__Task objective__:
Print exactly the lines that run from the line containing "Emit a component" to the line containing "text-[18px] leading-6 font-normal", both included, and nothing else; pictures stay out.

+ + + +

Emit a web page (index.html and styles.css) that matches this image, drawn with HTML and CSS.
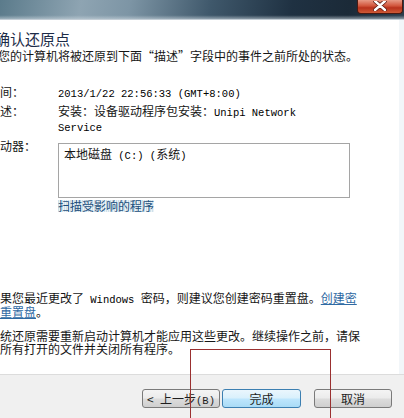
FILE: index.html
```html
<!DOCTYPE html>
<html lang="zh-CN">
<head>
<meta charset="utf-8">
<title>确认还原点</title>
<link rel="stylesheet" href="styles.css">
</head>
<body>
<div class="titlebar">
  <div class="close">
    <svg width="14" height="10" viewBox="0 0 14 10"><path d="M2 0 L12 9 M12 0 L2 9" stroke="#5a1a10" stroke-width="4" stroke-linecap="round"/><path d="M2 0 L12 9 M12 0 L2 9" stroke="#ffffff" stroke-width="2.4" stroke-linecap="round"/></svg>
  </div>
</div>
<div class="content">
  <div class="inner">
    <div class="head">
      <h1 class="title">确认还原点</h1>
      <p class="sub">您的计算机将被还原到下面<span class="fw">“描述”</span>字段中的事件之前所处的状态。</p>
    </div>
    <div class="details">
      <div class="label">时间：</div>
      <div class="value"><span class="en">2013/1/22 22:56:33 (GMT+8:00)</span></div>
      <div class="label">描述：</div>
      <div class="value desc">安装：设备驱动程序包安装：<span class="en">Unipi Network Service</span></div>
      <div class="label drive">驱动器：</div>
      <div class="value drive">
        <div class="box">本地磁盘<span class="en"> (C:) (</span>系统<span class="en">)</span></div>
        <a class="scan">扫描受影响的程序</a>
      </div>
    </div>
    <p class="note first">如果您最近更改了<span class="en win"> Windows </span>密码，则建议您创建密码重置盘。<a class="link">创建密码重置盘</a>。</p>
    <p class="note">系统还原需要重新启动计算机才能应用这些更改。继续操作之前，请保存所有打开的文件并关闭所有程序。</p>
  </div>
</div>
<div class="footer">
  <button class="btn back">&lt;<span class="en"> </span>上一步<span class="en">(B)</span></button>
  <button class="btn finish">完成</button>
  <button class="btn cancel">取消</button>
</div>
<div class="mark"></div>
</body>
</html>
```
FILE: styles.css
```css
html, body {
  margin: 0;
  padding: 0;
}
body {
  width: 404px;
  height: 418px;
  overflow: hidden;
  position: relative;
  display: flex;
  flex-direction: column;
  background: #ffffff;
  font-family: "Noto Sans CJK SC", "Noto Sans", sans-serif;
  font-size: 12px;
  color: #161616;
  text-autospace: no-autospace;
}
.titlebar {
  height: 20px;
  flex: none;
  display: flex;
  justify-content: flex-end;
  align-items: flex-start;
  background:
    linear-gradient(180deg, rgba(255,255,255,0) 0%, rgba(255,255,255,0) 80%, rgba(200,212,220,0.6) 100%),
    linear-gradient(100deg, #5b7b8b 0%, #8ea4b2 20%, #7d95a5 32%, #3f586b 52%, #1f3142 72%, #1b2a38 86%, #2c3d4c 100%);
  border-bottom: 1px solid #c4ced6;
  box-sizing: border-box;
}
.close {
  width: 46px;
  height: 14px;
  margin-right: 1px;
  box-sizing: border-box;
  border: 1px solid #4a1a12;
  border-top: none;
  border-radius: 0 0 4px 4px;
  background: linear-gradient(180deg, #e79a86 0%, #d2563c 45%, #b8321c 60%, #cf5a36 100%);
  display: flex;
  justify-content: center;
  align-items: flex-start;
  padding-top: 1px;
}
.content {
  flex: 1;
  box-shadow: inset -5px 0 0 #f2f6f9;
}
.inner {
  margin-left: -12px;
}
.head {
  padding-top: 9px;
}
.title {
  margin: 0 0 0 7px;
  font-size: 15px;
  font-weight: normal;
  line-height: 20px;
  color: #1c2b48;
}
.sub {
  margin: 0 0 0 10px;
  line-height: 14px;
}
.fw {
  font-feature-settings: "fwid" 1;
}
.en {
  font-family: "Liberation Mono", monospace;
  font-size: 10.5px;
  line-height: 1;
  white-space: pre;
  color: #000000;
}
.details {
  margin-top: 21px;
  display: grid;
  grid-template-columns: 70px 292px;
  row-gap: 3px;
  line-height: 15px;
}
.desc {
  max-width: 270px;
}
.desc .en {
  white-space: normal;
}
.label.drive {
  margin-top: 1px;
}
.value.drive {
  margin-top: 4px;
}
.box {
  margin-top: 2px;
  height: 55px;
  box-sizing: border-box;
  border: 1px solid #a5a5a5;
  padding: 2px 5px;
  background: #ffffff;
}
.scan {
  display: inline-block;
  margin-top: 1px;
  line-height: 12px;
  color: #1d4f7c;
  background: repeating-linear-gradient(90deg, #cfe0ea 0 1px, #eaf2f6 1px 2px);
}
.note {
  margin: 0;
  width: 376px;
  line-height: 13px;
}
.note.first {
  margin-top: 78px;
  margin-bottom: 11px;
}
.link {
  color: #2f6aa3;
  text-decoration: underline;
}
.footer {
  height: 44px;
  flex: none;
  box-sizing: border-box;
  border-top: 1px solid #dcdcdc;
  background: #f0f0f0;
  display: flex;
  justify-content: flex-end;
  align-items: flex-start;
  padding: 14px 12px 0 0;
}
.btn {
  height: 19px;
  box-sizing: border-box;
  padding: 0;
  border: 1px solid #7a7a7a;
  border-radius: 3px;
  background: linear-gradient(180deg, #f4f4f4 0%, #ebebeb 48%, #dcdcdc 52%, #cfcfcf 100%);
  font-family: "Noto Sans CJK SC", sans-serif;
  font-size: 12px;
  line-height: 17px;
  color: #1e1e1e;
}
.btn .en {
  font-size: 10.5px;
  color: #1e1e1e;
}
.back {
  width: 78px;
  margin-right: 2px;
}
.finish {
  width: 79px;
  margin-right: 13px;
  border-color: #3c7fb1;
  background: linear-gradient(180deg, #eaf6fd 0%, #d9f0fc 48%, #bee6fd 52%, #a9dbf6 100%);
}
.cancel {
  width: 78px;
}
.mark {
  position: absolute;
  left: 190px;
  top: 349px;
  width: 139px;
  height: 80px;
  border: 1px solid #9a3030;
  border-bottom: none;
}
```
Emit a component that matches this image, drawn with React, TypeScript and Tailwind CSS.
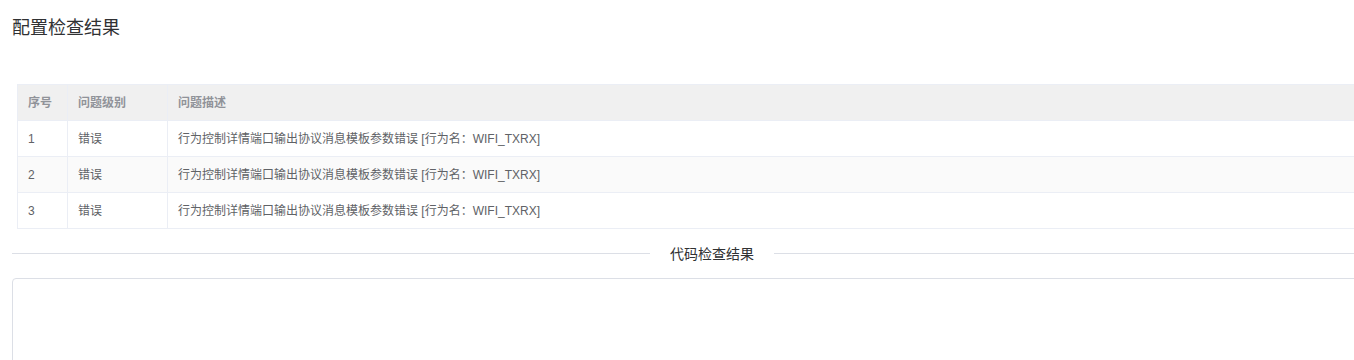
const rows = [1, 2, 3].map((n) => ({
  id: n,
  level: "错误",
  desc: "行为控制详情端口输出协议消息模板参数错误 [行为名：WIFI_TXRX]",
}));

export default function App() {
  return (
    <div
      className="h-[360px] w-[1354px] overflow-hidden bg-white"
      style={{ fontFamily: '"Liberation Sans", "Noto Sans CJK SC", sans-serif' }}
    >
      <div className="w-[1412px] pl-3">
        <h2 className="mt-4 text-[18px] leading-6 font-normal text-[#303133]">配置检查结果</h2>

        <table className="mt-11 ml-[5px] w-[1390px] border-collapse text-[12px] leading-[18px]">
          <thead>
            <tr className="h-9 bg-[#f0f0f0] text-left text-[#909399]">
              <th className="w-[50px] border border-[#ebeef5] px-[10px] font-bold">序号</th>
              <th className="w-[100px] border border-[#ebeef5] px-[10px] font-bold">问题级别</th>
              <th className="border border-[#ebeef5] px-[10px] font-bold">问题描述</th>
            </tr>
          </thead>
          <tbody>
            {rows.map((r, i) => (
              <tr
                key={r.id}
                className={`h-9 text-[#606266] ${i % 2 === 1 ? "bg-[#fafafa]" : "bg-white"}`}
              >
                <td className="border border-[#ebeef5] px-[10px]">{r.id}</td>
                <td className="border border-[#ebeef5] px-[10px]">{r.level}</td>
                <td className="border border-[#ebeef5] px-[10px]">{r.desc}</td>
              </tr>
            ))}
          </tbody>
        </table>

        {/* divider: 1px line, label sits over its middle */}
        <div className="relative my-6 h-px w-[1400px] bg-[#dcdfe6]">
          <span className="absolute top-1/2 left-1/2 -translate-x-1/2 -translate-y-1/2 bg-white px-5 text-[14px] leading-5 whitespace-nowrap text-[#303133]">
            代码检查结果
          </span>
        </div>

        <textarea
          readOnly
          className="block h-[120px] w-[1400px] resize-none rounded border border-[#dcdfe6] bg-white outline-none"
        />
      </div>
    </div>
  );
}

+ + + +

__Output of the exercise__:
Emit a component that matches this image, drawn with React, TypeScript and Tailwind CSS.
const rows = [1, 2, 3].map((n) => ({
  id: n,
  level: "错误",
  desc: "行为控制详情端口输出协议消息模板参数错误 [行为名：WIFI_TXRX]",
}));

export default function App() {
  return (
    <div
      className="h-[360px] w-[1354px] overflow-hidden bg-white"
      style={{ fontFamily: '"Liberation Sans", "Noto Sans CJK SC", sans-serif' }}
    >
      <div className="w-[1412px] pl-3">
        <h2 className="mt-4 text-[18px] leading-6 font-normal text-[#303133]">配置检查结果</h2>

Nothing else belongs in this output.